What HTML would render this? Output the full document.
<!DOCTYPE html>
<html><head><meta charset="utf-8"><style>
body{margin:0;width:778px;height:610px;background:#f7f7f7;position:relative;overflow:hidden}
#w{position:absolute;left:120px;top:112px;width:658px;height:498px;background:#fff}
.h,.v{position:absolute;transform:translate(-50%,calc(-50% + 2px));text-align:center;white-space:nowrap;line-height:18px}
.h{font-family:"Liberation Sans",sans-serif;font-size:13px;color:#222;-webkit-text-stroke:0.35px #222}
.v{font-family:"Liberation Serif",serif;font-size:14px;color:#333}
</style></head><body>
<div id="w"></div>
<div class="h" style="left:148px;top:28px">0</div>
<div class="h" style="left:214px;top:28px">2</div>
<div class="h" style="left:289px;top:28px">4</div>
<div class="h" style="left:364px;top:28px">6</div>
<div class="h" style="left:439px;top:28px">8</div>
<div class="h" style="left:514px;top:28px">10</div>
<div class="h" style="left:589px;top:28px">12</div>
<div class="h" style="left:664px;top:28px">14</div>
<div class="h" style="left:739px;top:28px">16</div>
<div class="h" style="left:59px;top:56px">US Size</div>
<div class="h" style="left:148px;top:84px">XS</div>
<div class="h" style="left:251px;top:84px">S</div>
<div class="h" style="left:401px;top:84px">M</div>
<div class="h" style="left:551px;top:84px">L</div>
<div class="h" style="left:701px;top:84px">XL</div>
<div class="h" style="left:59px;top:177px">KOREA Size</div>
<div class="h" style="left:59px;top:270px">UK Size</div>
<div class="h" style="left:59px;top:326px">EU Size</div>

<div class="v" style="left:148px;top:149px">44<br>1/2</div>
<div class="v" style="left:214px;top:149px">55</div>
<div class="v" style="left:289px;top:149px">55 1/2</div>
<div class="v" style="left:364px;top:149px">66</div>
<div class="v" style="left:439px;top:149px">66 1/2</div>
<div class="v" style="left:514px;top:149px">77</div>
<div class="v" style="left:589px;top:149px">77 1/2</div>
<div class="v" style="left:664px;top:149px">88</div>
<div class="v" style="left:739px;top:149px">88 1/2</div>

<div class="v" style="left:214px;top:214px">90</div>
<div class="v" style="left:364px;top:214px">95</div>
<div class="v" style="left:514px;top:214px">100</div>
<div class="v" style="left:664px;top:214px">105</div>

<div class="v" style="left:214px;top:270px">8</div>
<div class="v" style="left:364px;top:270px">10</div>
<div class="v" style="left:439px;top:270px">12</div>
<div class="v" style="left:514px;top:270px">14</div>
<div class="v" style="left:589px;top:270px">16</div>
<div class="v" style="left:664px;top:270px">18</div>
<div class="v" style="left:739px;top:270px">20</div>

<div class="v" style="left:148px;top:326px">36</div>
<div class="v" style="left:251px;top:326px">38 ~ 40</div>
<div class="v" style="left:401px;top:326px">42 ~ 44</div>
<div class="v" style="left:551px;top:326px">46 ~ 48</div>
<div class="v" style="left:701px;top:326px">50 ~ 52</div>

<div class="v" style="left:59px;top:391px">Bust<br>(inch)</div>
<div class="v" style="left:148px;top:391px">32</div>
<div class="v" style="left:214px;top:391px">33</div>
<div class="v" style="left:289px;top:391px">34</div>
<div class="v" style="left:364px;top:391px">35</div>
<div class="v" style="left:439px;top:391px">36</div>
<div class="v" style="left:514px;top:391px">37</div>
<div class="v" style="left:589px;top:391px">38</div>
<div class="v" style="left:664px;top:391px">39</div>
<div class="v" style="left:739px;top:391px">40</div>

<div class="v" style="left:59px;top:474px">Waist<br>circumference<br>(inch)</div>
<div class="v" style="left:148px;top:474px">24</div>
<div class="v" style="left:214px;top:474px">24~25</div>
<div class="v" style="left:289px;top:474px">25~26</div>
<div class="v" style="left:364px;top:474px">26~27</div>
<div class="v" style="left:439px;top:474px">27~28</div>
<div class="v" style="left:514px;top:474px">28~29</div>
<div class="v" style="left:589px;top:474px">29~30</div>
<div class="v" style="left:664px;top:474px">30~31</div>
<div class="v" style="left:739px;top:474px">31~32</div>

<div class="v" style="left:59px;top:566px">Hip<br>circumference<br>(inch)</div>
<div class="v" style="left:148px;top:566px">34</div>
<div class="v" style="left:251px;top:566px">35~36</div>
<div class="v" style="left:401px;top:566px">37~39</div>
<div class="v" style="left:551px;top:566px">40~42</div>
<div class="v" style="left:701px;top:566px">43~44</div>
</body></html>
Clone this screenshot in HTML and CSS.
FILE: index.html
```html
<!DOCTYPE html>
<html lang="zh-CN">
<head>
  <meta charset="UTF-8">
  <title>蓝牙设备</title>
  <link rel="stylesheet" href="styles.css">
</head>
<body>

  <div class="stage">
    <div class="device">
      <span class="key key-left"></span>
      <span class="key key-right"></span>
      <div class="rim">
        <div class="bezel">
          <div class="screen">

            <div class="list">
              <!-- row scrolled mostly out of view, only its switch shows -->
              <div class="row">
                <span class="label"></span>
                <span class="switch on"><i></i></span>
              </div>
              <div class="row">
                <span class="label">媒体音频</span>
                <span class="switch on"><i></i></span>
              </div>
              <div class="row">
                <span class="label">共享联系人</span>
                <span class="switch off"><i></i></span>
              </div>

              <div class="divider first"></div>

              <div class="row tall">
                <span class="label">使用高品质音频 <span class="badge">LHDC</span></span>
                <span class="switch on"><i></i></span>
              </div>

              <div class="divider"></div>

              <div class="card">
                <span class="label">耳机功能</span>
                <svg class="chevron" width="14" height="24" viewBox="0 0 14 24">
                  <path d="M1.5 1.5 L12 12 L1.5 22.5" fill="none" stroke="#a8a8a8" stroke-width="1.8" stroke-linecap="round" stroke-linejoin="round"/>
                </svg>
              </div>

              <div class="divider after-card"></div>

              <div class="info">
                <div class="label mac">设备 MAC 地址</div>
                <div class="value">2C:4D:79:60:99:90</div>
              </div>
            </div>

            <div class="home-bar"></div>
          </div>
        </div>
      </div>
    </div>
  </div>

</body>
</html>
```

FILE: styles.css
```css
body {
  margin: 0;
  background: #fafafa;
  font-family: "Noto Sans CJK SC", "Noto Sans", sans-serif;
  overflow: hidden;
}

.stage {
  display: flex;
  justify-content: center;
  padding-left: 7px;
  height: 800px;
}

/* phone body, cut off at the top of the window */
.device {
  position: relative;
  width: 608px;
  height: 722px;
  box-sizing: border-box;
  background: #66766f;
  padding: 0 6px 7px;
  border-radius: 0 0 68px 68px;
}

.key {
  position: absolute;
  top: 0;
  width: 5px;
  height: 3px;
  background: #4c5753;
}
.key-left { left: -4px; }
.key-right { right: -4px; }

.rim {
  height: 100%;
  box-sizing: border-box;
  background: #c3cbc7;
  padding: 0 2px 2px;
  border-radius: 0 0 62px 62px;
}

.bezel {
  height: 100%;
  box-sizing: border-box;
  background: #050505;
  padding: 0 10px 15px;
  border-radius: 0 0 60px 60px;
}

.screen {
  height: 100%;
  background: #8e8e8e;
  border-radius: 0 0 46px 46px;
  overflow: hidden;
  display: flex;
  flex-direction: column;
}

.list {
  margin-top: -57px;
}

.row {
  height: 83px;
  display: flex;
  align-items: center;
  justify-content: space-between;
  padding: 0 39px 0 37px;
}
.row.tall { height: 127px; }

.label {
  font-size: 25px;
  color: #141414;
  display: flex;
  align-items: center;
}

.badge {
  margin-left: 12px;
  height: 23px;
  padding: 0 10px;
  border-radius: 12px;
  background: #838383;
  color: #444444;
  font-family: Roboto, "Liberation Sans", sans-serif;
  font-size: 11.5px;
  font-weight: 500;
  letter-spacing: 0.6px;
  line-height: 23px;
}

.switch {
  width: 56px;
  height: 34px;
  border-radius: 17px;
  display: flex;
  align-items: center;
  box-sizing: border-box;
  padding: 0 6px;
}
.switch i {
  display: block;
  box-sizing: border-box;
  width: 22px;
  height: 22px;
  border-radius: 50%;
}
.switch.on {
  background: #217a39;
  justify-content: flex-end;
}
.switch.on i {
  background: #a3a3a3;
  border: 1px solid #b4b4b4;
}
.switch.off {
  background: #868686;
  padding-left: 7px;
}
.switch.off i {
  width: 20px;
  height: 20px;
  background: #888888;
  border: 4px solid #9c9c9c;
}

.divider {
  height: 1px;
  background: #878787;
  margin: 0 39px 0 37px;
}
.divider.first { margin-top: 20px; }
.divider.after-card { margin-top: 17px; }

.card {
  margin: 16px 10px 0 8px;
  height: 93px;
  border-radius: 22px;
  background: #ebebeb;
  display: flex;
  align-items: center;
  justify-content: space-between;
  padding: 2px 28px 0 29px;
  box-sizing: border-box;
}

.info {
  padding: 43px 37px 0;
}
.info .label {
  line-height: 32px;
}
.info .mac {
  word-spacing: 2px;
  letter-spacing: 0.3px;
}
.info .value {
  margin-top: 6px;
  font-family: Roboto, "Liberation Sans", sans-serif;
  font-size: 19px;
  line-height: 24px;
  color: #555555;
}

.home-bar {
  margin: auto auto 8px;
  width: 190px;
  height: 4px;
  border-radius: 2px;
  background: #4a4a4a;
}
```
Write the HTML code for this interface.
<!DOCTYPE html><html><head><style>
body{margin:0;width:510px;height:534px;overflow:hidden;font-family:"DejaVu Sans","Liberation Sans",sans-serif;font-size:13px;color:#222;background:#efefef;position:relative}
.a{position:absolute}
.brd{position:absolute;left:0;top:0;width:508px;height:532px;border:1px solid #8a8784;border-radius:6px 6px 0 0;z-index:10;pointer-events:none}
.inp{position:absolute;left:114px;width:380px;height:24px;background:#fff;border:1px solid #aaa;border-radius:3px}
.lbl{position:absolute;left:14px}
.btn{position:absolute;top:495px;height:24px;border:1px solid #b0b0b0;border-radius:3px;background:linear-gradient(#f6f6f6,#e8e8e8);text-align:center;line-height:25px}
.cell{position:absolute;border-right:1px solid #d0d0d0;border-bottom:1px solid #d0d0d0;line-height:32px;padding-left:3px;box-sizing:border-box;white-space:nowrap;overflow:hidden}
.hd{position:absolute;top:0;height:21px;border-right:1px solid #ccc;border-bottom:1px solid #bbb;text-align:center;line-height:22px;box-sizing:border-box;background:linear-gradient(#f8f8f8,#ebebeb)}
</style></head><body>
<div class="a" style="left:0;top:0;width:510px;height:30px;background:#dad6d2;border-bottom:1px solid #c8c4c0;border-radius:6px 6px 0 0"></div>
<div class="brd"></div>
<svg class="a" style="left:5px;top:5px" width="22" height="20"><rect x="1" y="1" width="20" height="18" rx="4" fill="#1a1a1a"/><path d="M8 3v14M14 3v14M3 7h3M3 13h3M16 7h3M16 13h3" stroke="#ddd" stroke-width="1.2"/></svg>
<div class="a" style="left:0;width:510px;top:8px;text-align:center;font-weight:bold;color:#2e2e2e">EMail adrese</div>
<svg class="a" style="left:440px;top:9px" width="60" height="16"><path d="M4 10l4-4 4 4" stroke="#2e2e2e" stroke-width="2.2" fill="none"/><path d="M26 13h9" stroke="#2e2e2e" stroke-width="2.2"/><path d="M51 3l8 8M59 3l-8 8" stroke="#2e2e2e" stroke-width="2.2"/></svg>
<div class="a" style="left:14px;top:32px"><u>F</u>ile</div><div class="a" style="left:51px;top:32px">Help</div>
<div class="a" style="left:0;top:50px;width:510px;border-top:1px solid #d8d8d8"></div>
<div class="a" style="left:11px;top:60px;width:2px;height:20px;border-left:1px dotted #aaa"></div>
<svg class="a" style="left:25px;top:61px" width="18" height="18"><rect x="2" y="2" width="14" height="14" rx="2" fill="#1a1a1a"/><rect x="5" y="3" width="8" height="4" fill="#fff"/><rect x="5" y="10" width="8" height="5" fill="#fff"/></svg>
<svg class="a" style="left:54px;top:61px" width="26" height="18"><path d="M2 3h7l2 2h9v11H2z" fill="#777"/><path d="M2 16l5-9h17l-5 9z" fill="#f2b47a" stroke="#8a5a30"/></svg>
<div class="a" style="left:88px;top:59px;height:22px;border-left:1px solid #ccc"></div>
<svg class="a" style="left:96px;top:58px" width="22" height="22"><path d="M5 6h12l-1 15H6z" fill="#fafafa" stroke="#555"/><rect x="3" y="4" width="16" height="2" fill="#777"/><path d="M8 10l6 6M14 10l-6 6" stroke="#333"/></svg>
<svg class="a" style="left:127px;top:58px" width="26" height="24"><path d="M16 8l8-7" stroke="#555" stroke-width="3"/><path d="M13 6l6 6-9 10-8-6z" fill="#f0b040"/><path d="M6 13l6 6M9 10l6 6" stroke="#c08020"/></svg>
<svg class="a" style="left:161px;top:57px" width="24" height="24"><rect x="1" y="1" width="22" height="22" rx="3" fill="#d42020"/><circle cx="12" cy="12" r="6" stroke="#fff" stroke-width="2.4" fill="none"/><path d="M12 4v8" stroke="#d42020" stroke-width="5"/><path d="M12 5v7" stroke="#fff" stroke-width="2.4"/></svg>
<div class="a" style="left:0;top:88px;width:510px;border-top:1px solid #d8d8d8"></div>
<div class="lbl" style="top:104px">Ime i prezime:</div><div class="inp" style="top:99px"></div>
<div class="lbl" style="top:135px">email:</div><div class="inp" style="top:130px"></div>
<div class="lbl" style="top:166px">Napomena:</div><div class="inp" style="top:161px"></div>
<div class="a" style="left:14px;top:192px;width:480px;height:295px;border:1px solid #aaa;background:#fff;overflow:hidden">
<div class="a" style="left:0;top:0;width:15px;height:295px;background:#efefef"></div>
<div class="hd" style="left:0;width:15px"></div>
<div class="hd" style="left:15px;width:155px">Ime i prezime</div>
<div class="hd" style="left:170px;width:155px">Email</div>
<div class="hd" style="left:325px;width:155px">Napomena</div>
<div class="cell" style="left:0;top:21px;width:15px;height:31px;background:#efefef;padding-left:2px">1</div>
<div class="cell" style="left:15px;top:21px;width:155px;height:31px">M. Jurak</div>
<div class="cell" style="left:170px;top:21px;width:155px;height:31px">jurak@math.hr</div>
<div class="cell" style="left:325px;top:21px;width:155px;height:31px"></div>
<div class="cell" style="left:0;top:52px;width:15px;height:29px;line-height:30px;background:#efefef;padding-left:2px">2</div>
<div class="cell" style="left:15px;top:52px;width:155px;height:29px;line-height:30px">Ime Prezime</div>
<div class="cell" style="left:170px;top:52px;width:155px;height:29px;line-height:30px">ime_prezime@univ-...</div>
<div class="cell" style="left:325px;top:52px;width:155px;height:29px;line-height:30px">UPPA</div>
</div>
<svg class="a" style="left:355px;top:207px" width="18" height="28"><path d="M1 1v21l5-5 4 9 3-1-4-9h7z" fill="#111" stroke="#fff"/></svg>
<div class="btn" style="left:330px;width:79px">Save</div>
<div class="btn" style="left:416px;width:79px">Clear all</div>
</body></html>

·····

**Objective**
State how many lines of the listing hold the string "this"; reply with the number and nothing else.

**Problem solution**
3